We are often caught off guard when trouble rears its ugly head in our marriage or relationship. If you are diligent and you pay attention, you can recognize the red flags that come up and deal with them before they become trouble for your both. If you notice any of these warning signs, you need to take action, don’t wait! Your relationship may depend upon it. The good news is that you can fix and repair relationship problems before they become deal breakers between you and your partner. If you are questioning what to do next, I advise you to get some help from a relationship professional and be willing to follow their advice to fix your problems.

  • Lack of (or mostly negative) communication: If you and your partner are in a negative pattern of fighting and bickering, this is a sign that you are headed into stormy seas in your relationship. Healthy communication is crucial to a loving relationship.
  • Inability to connect emotionally: If you are feeling like you and your partner just aren’t connecting, this is a huge red flag. You need to be able to make that emotional connection in order to have a loving relationship. Reach out and talk to your partner to see if you can’t find where disconnect is happening. If you can’t get there, get help.

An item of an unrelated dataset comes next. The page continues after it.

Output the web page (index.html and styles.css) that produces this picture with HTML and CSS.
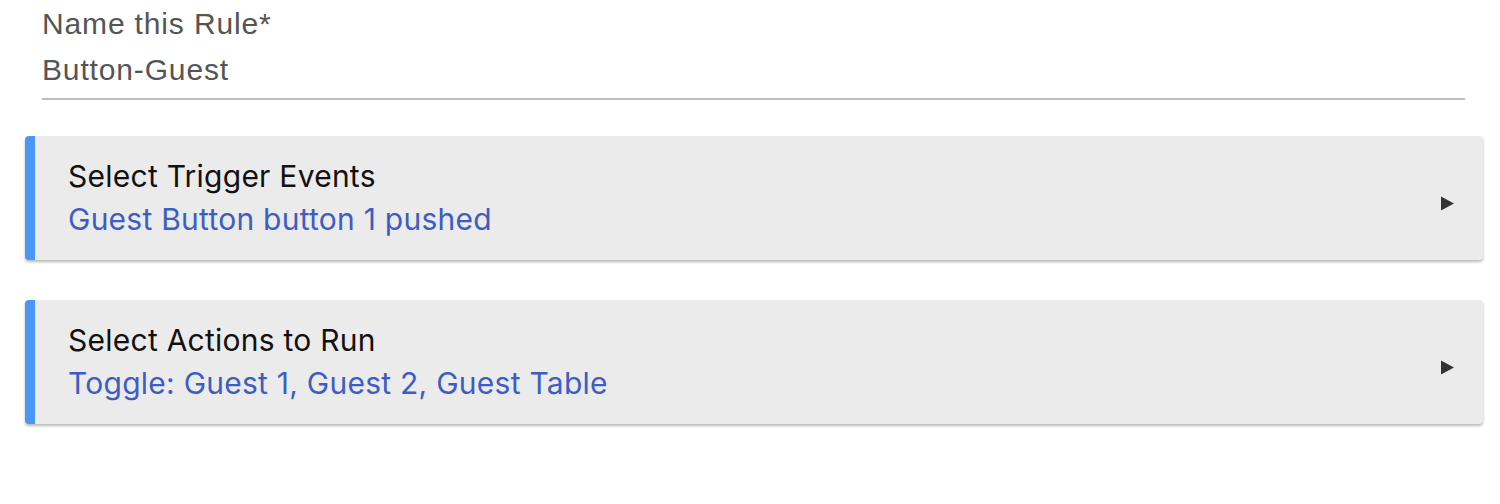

  • Most of your time is spent apart: No togetherness: If you and your partner are living separate lives and not spending your time together, this is a warning sign that you’re growing apart and losing that all important connection. You need to make a concerted effort to spend time together as a couple making memories and being in love.
  • No physical closeness or sexual relationship: Living like roommates, not lovers: If you treat your partner more like a friend or roommate than a partner there is definitely something going wrong. Where is the passion, the play? Where is the physical side of your relationship? You can get it back, but make sure the emotional connection is what you work on first, then the intimacy.
  • Feelings of loneliness: If you are feeling alone in the same room or bed with your partner, this is a sign that you’ve lost that emotional connection. One or both of you is isolating themselves and this is a terrible thing to do to your partner and for your relationship. Two people in a relationship should rarely feel alone. Reach out to your partner. If you’re the one who’s been withdrawn, then you need to make more of an effort to be emotionally available to your partner.
  • Feelings of unresolved anger or resentment: When you’re in a pattern of negative interaction or dealing with arguments and fighting it can feel like nothing ever gets resolved. When you don’t feel like you’re being heard or validated, you can become angry and resentful, and that only feeds that negative pattern of escalating conflicts. This is a big red flag and you should definitely see a relationship counselor to help you to find out why this is happening.  

The good news is that if you are sensitive and responsive to the red flags and heed the warning signs, you can repair your relationship and make it better than ever. It’s not a mystery, the professionals have the tools and understanding of how to use them to get you and your partner back on track for a loving journey of a lifetime.